Elastic scattering of 65 MeV polarized protons

Abstract

Elastic scattering of 65 MeV polarized protons from 25 nuclei (${}_{}{}^{16}{}_{}{}^{}\mathrm{O}$—${}_{}{}^{209}{}_{}{}^{}\mathrm{Bi}$) has been measured. The volume integral of the real central part of the optical potential ($J_R$) shows a behavior similar to the binding energy curve for the target mass number.

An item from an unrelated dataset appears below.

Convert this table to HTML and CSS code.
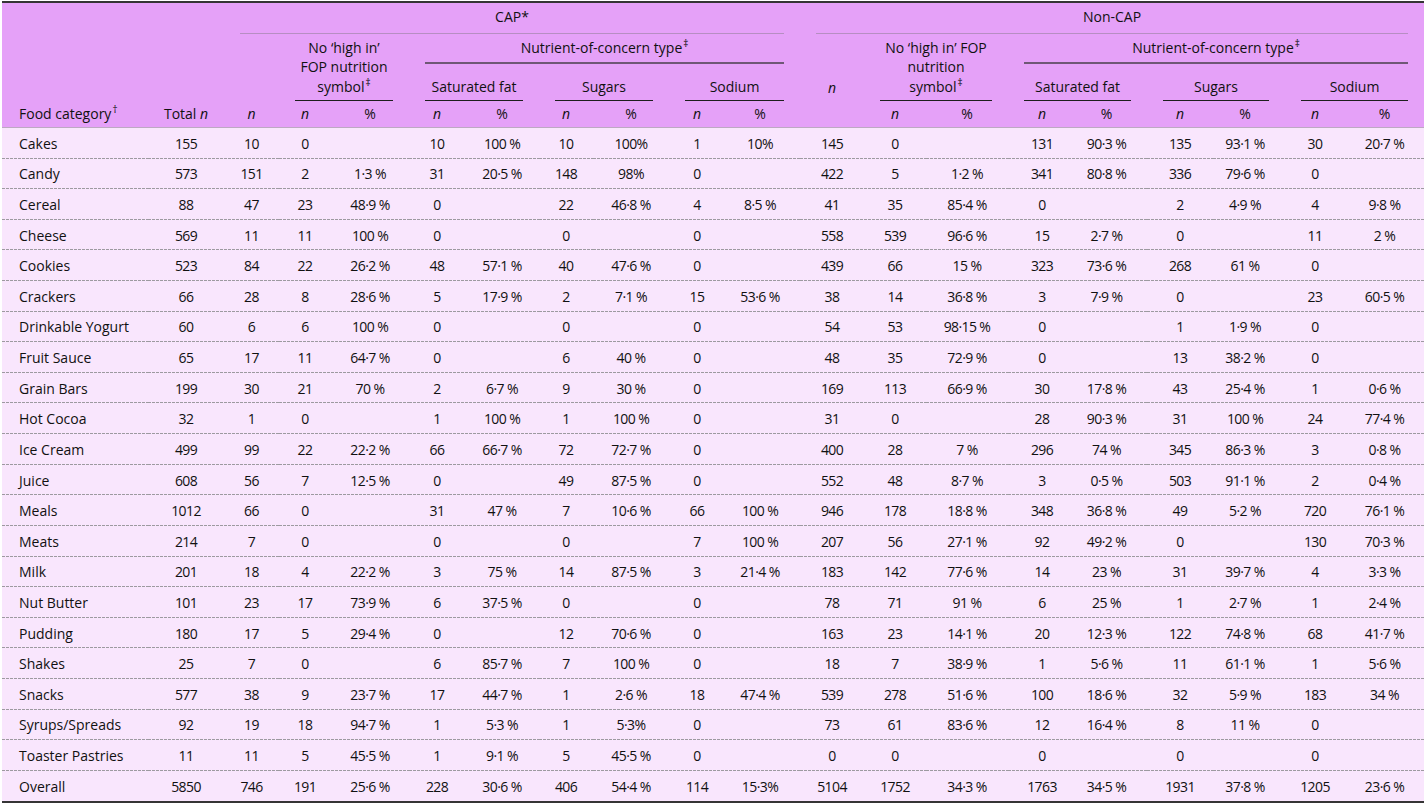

The mean square radius of the real central part of the optical potential is found to obey the relation ${〈r^2〉}_{\mathrm{pot}}=(0.937\mathrm{}\pm 0.012)A^{\frac{2}{3}}+(6.42\mathrm{}\pm 0.21)$ ${\mathrm{fm}}^2$. By comparing with the systematics of the charge distributions obtained from electron scattering data, it is found that the effective two-body interaction range between an incident proton and a nucleon in the target has a target mass number dependence given by ${〈r^2〉}_{\mathrm{int}}=(0.132\mathrm{}\pm 0.013)A^{\frac{2}{3}}+(4.24\mathrm{}\pm 0.24)$ ${\mathrm{fm}}^2$. Assuming this relation, root mean square radii of the point nucleon distributions are obtained. The dependences of the $J_R$ value and the ${〈r^2〉}_{\mathrm{pot}}$ value on the mass number and energy obtained here are compared critically with recent microscopic optical potential calculations.